#FutureofWork - Providing a human experience to boost productivity
The COVID-19 pandemic has completely transformed our relationship with work, highlighting that human wellness and our happiness at work are intrinsically linked.
Gone are the days where we could shut our laptop down and leave work at the office, ready to make a return in the morning.
For many employees working in the digital economy, work pervades home life and has become impossible to escape.
People have had to feel their way through establishing work-life balance, with wildly varying degrees of effectiveness.
This changing dynamic means that organisations need to rethink the experience they are offering employees and ensure that they provide a human deal.
Recent Gartner research finds that 82% of employees say it’s important for their organization to see them as a person, not just an employee, yet only 45% of employees believe their organization actually sees them this way.
It is clear that organisations must do more to offer a human-centric experience to their staff – but how can this be achieved?
Putting employee well-being first
The recent annual Human Capital Trends survey from Deloitte found that 96% of respondents believe their organisations is responsible for the well-being of employees, but only 79% said well-being isn’t currently designed or integrated into the workplace.
With employee isolation, anxiety and burn out taking centre stage as we move into a new hybrid working model, the onus is on businesses to balance the new flexibility afforded by remote and virtual workplaces with the need to put positive human experiences at the top of the agenda.
In this new world of hybrid working, companies must put the human experience first to unleash the full potential of their staff, save time, make working efficiently easier, and take a people-first approach to this new normal.
A crucial element of managing employee wellbeing is fully understanding how people are using their time to ascertain when and how they can switch off in a meaningful way, but still remain productive. Allowing people to incorporate their everyday lives into their working day – and moving away from a traditional model of separating work and home life, in a healthy way for all – will be key to making this work moving forward.
Technology is a great way for organisations to make well-being a priority in the workplace. It can be used to ensure that employees have access to all the resources and services they need in one place, enabling them to reduce overwhelm and save time.
Enabling employees through personalisation
No one employee is the same, each with different needs and different motivations.
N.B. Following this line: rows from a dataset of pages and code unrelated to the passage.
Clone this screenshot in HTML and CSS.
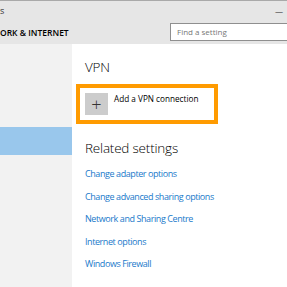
FILE: index.html
```html
<!DOCTYPE html>
<html lang="en">

<head>
  <meta charset="UTF-8" />
  <title>Settings - VPN</title>
  <link rel="stylesheet" href="styles.css">
</head>

<body>
  <div class="window">
    <!-- title bar -->
    <div class="titlebar">
      <span class="app">s</span>
      <span class="min">&#8212;</span>
    </div>

    <!-- header with search -->
    <header class="head">
      <h2>ORK &amp; INTERNET</h2>
      <div class="search">Find a setting</div>
    </header>

    <div class="body">
      <!-- left navigation -->
      <aside class="side">
        <div class="side-item active"></div>
      </aside>

      <!-- content -->
      <main class="cont">
        <h3>VPN</h3>
        <div class="add-box">
          <span class="plus">+</span>
          <span class="add-text">Add a VPN connection</span>
        </div>

        <h3 class="related">Related settings</h3>
        <ul class="links">
          <li><a href="#">Change adapter options</a></li>
          <li><a href="#">Change advanced sharing options</a></li>
          <li><a href="#">Network and Sharing Centre</a></li>
          <li><a href="#">Internet options</a></li>
          <li><a href="#">Windows Firewall</a></li>
        </ul>
      </main>
    </div>
  </div>
</body>

</html>
```

FILE: styles.css
```css
/* reset */
html,
body,
ul,
h2,
h3 {
  margin: 0;
  padding: 0;
}

ul {
  list-style: none;
}

body {
  font-family: "Open Sans", "Noto Sans", sans-serif;
  overflow: hidden;
}

.window {
  width: 287px;
  height: 287px;
  display: flex;
  flex-direction: column;
  border-top: 1px solid #a9a9a9;
  box-sizing: border-box;
}

/* title bar */
.titlebar {
  height: 19px;
  background-color: #e6e6e6;
  display: flex;
  justify-content: space-between;
  align-items: center;
  font-size: 9px;
  color: #333;
}

.titlebar .min {
  margin-right: 4px;
  font-size: 8px;
}

/* header */
.head {
  height: 24px;
  background-color: #e6e6e6;
  display: flex;
  justify-content: space-between;
  align-items: center;
}

.head h2 {
  font-size: 8.5px;
  font-weight: 600;
  color: #000;
}

.search {
  width: 120px;
  height: 18px;
  margin-right: -3px;
  box-sizing: border-box;
  border: 1px solid #8f8f8f;
  background-color: #fff;
  padding-left: 6px;
  font-size: 8px;
  line-height: 16px;
  color: #777;
}

/* body */
.body {
  flex: 1;
  display: flex;
}

.side {
  width: 72px;
  flex-shrink: 0;
  background-color: #f2f2f2;
  padding-top: 83px;
}

.side-item {
  height: 28px;
}

.side-item.active {
  background-color: #99c7ec;
}

.cont {
  flex: 1;
  background-color: #fff;
  padding: 13px 0 0 13px;
}

.cont h3 {
  font-size: 13.5px;
  font-weight: 300;
  color: #000;
  line-height: 20px;
  letter-spacing: -.2px;
}

/* add button box */
.add-box {
  width: 125px;
  margin: 7px 0 0 -9px;
  border: 4px solid #ff9b00;
  padding: 5px 4px 5px 5px;
  display: flex;
  align-items: flex-start;
  gap: 6px;
}

.plus {
  width: 23px;
  height: 22px;
  background-color: #cccccc;
  display: flex;
  justify-content: center;
  align-items: center;
  font-size: 18px;
  font-weight: 300;
  color: #333;
}

.add-text {
  font-size: 8.2px;
  color: #000;
  line-height: 12px;
}

.related {
  margin-top: 14px;
}

.links {
  padding-top: 2px;
}

.links li {
  height: 22.5px;
  line-height: 22.5px;
}

.links a {
  font-size: 9px;
  letter-spacing: -.42px;
  color: #1979ca;
  text-decoration: none;
}
```
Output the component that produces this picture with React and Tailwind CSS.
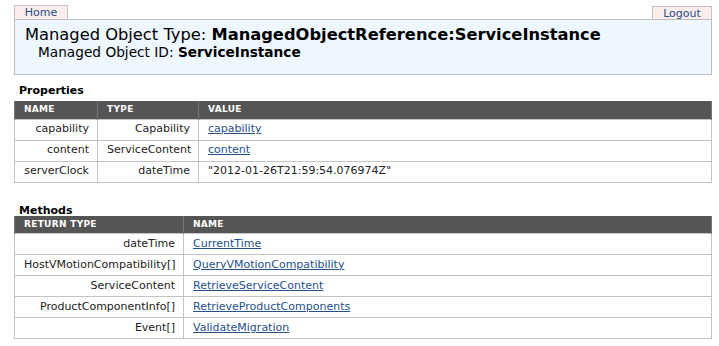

The pandemic has compounded this even further, with employees needing different tools to enable them to get their job done. Most organisations now offer flexibility in when and where work gets done, but leading organisations need to go further and also offer flexibility in who employees work with, what they work on, and how much work they do.
Organisations must go beyond this to provide choice and personalisation that enables employees to bring their full selves to work every day. HR leaders should integrate inclusion goals into day-to-day work and talent processes to drive accountability and ensure employees feel comfortable bringing their full selves to work.
Once again, technology should be used to create these personalised experiences. People aren't like algorithms or pixels, they're complex, unique and effected by the world around them. Workplace technology needs to feel like something you'd use on a personal device that offers familiarity and ease of use like never before.
Changing the world of work starts with empowering and unleashing one employee at a time. Using a human-first approach to technology, organisations are able to give power back to employees to manage their days, optimise their workflows and save time – all while bringing their full selves to work each day.